“Dear Brother: The Life and Letters of Benjamin Franklin’s Sister”
with Jill Lepore
Saturday, March 2, 2013- 8:00 PM
Jill Lepore, our special lecturer in honor of Lexington’s 300th anniversary, will speak on Benjamin Franklin’s sister,who shares a birth year with our town and was a lively correspondent during the Revolution. Jill Lepore is a professor of American History at Harvard University and a staff writer at the New Yorker. She is the prize-winning author of many enthralling books on American history from colonial times to the present, including The Mansion of Happiness (2012), on the board game of Life and Life in America.
Biography
JILL LEPORE is the David Woods Kemper ’41 Professor of American History, Harvard College Professor, and chair of Harvard’s History and Literature Program. She is also a staff writer at The New Yorker.
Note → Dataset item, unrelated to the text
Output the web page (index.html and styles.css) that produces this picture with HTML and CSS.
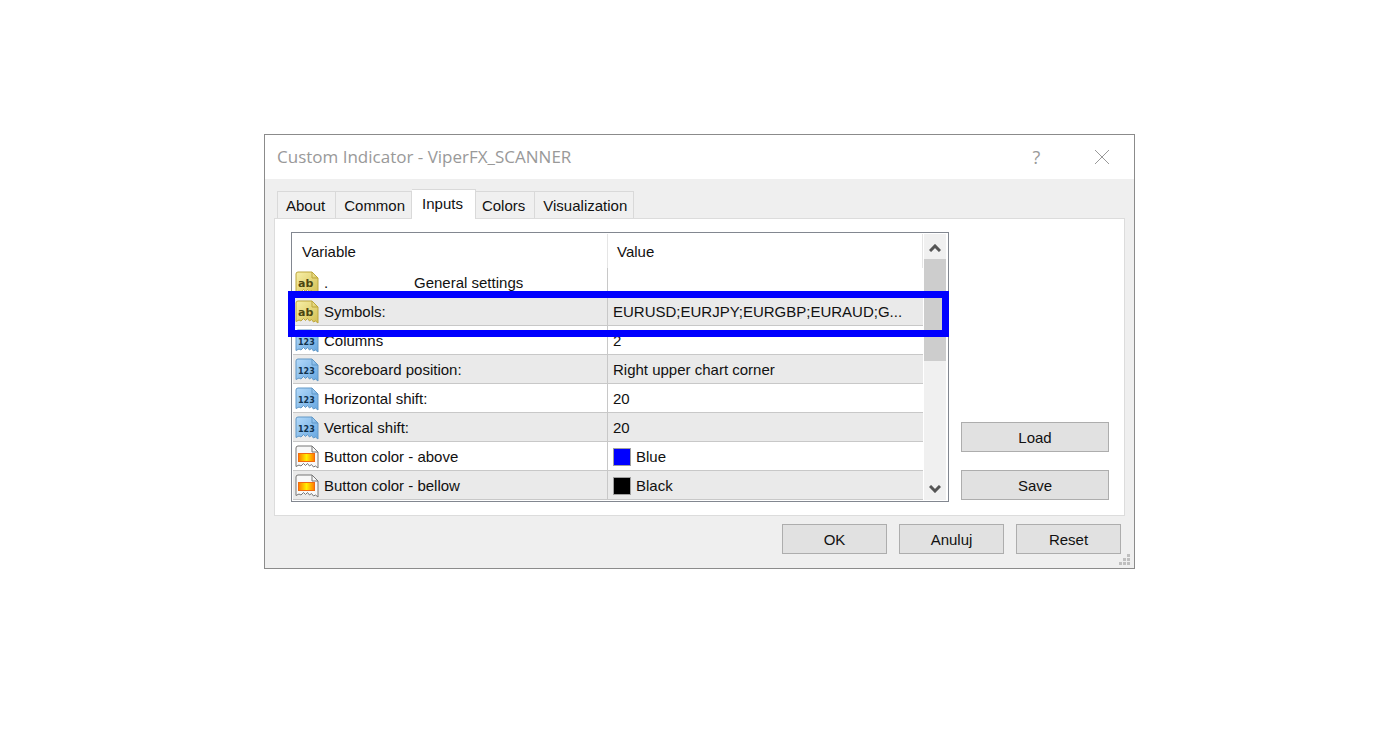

Lepore’s research focuses on the histories of war and violence and of language and literacy. Most of her work explores absences and asymmetries of evidence in the historical record. Lepore’s biography of Benjamin Franklin’s sister, Book of Ages: The Life and Opinions of Jane Franklin, will be published in October 2013. Her previous books include The Mansion of Happiness: A History of Life and Death (Knopf, 2012), a finalist for the Carnegie Medal for Nonfiction; The Story of America: Essays on Origins (Princeton, 2012); The Whites of Their Eyes: The Tea Party’s Revolution and the Battle for American History (Princeton, 2010); New York Burning: Liberty, Slavery and Conspiracy in Eighteenth-Century Manhattan (Knopf, 2005), winner of the Anisfield-Wolf Award and a finalist for the Pulitzer Prize; The Name of War: King Philip’s War and the Origins of American Identity (Knopf, 1998), winner of the Bancroft Prize; and Blindspot (Spiegel and Grau, 2008), a novel written jointly with Jane Kamensky, and a Times Book Review Editors’ Choice.
Lepore received her B.A. in English from Tufts University in 1987, an M.A. in American Culture from the University of Michigan in 1990, and a Ph.D. in American Studies from Yale University in 1995. Her dissertation was awarded the American Studies Association’s Ralph Henry Gabriel Prize. In 1999, she co-founded the magazine Common-place. Her essays and reviews have also appeared in the New York Times, the Times Literary Supplement, American Scholar, the Los Angeles Times, the Washington Post, The Daily Beast, Smithsonian Magazine, the Journal of American History and American Quarterly. Her work has been widely reprinted, including in anthologies of the best technology writing and the best legal writing, and has been translated into Spanish, Italian, Japanese, Chinese, and Latvian. Her research has been funded by the National Endowment for the Humanities, the Pew Foundation, the Gilder Lehrman Institute, the Charles Warren Center, and the Woodrow Wilson Foundation. Lepore has been involved in a number of public history projects, including serving as a consultant for the National Park Service. In 2012-13 she was a Visiting Scholar of the Phi Beta Kappa Society and in 2013-16 she is a Distinguished Lecturer of the Organization of American Historians. She currently serves on the boards of the National Portrait Gallery and the Society of American Historians.